By Peter Bodley
The Anoka County Board April 11 upgraded its public information unit to communication department status and named internal candidate Erik Thorson as the new director.
According to the resolution changing the unit to a department, the duties of the public information unit were initially directed to external communications within the county, but the scope has expanded significantly to include different kinds of communications both externally and internally.
“With the expanded duties, the county would be best served changing the public information unit status to that of a department with the name Anoka County Communications Department,” the resolution states.
And as the first director of the new department, the board unanimously named Erik Thorson, who had been public information specialist with the county since April 2008.
Thorson had been, in effect, interim head of the unit since Martha Weaver left the public information manager position in December 2016 to take a job with US Bank, said County Administrator Jerry Soma.
In seeking a department director, the county advertised the position and received some 70 applications, narrowing that number to 17 for a first round of interviews before picking six finalists, one of them being Thorson, he said.
Soma and Anoka County Board Chairperson Rhonda Sivarajah interviewed the finalists and determined the best candidate was already working for the county, according to Soma.
“Erik has been leading the unit the past three months and has done very well,” Soma said. “Erik has shown he is best suited for the job and we are confident he will serve for many years.”
Sivarajah said she was “very pleased” to announce that Thorson is the new director.
“It was a very competitive process,” she said.
Thorson has shown “very calm leadership” and having someone who is very calm and steady lead the department is vital and important, Sivarajah said.

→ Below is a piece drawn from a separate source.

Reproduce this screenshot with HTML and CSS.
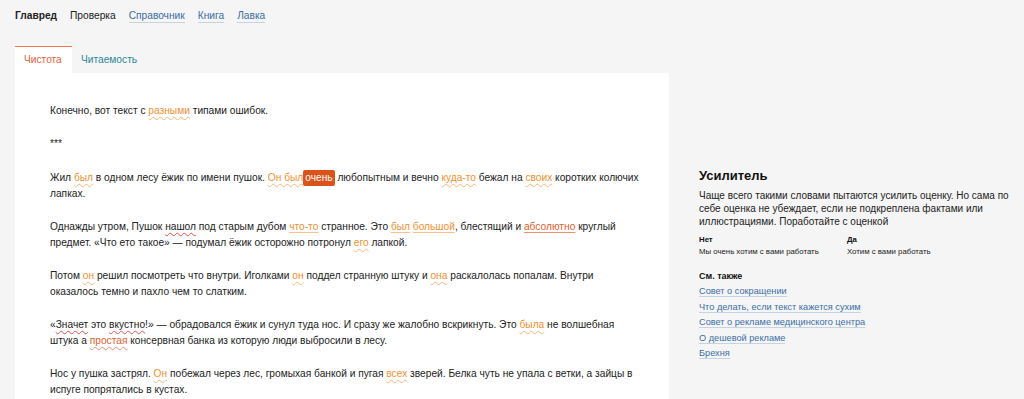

“We have a wonderful team who work well together,” she said.
According to Thorson, he is “very proud, humbled and honored” to be offered the job as communications department director.
“I have enjoyed working for Anoka County, and this is an exciting new challenge in my career,” Thorson said. “I thank the board for its trust and we will continue to provide great customer service to residents.”
Born in Los Angeles, California, Thorson grew up in the west central Minnesota community of Kerkhoven and graduated from Kerkhoven Murdock Sunburg High School, then spent three years in the U.S. Army before attending Ridgewater Community College in Hutchinson.
He started his career in the communications business at the KSAX TV station in Alexandria as a production coordinator and team leader in operations, then moved to KVLY TV in Fargo, North Dakota, to become creative services producer, which was followed by a stint in Omaha, Nebraska, as promotions producer-editor at KETV TV, before coming to the Twin Cities in April 2001 to become promotions producer-editor at KSTP TV, where he produced topical and image promotion videos and public service announcements as well as scheduling talent and crew, according to Thorson.
After several years in the television industry and a “tour of Midwest TV stations,” he decided it was time for a change and was hired as public information specialist for Anoka County, Thorson said.
“I have always been interested in public service and wanted to do something different,” he said.
It was also closer to home. Thorson and his wife, Kristie, live in Ramsey with their three children, Kylee, 16, Landon, 13, and Braeden, 9.
In his job as public information specialist, Thorson was involved in all facets of the unit’s work, including print, events, electronic media and marketing.
His video production work has brought the county several awards at both the state, regional and national level, including most recently at Bright Ideas in Government award from the Ash Center at Harvard University, Cambridge, Massachusetts, for a video, “Pie, With a Side of Property Taxes” which was designed to make the state’s complex property tax system easier to understand, a project which also won a local government innovation award from the Association of Minnesota Counties.